The opinion of the court was delivered by: DIMOCK
On August 2, 1942, petitioner, a citizen of Switzerland, who had been admitted to the United States for permanent residence, was called up under the Selective Training and Service Act of 1940. He signed D.S.S. Form 301 containing the words 'I do hereby make application to be relieved from liability for training and service in the land or naval forces of the United States, under the Selective Training and Service Act of 1940, as amended,
in accordance with the Act of Congress, approved December 20, 1941. I understand that the making of this application to be relieved from such liability will debar me from becoming a citizen of the United States. I have not (the last two words are in petitioner's handwriting) filed a declaration of intention to become a citizen of the United States.' He now petitions for naturalization alleging that 'he filled out D.S.S. Form 301 under legal duress and consequently should not be debarred from naturalization by reason of Section 315(a) of the Immigration and Nationality Act of 1952.' That section provides:
'Notwithstanding the provisions of section 405(b) of this Act, any alien who applies or has applied for exemption or discharge from training or service in the Armed Forces or in the National Security Training Corps of the United States on the ground that he is an alien, and is or was relieved or discharged from such training or service on such ground, shall be permanently ineligible to become a citizen of the United States.' 8 U.S.C.A. § 1426(a).
The basis for the claim of duress is that petitioner was, like all Swiss citizens under forty years of age, under active duty as a soldier of the Swiss Army and subject to court martial and imprisonment if he violated Article 94 of the Swiss Federal Military Penal Code of 1927 which provides: 'Any citizen who, without the permission of the Federal Council enters foreign military service shall be punished by imprisonment.'
As the Supreme Court remarked in Moser v. United States, 341 U.S. 41, 46, 71 S. Ct. 553, 556, 95 L. Ed. 729, 'petitioner had a choice of exemption and no citizenship, or no exemption and citizenship.' He tells us now that he was forced into choosing 'exemption' and argues that he is therefore eligible for citizenship as though he had chosen 'no exemption'. The proposition seems to me to be a non sequitur. Even if it were clear that petitioner was forced into claiming the benefit of exemption it is hard for me to see why that should relieve him from its burdens. The Moser case is not in point. There the Supreme Court held that, since our State Department had apparently acquiesced in the alien's claim of right to exemption without debarment from citizenship, it was not made clear to him that the claim of exemption would result in disqualification for citizenship. There was a finding that if that had been made clear he would not have claimed exemption. Here the D.S.S. Form 301 which petitioner signed made the consequences inescapably clear, although he says that he never really thought about the question due to the fact that he felt he had no choice in the matter. He makes no claim that, if he had realized that signing the form meant disqualification for citizenship, he would have refused. In 1942, when he signed the claim for exemption, petitioner was twenty-two years old, had graduated from college both in Switzerland and England and had obtained in the latter college a certificate in modern languages. In a case like this where such a man has had the benefit of the bargain set forth in the paper that he signed he should not now be permitted to escape its burdens by saying that he did not comprehend what he was signing.
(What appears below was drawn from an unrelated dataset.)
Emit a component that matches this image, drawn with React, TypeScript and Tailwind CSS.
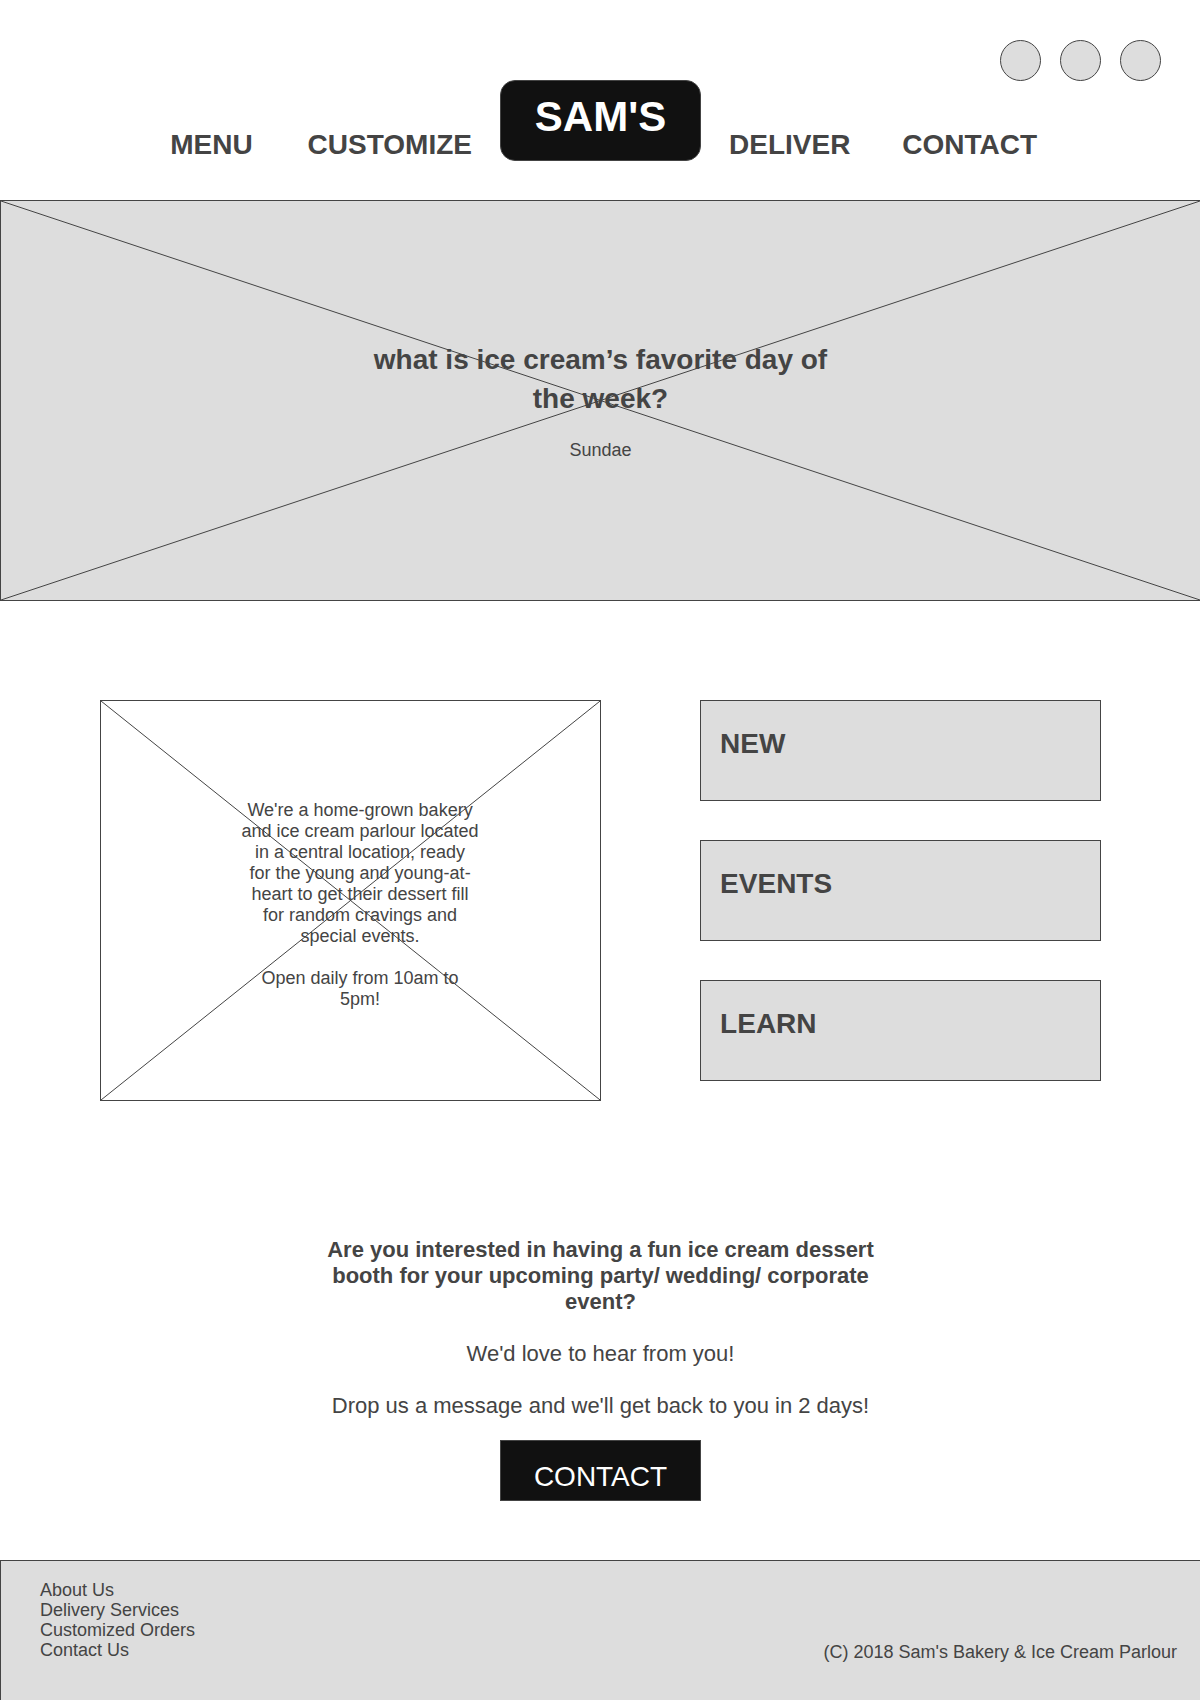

While I doubt that I would follow Petition of Kutay, D.C.S.D.Cal., 121 F.Supp. 537, cited by petitioner, I am not faced with that question. There the petitioner was a Turkish student here under contract with the Turkish government. The court, in relieving him from being debarred from citizenship because of having claimed exemption at the direction of the Turkish Consul, said, at page 542, 'Petitioner was in a position somewhat like that of guardian and ward, his position being analogous to that of ward, the Government of Turkey to that of guardian. Wards do not have a freedom of choice except as the guardian allows it.'
Petitioner, an alien permanently resident in this country in time of war and under no form of guardianship, was given the opportunity to preserve his right to become a citizen by submitting to induction in our army. He refused to do so and lived here in safety while other resident aliens fought the battles of the country that sheltered him. The fact that he felt that he was forced to make that pleasant choice affords no reason why he should be treated like the resident aliens who fought for him.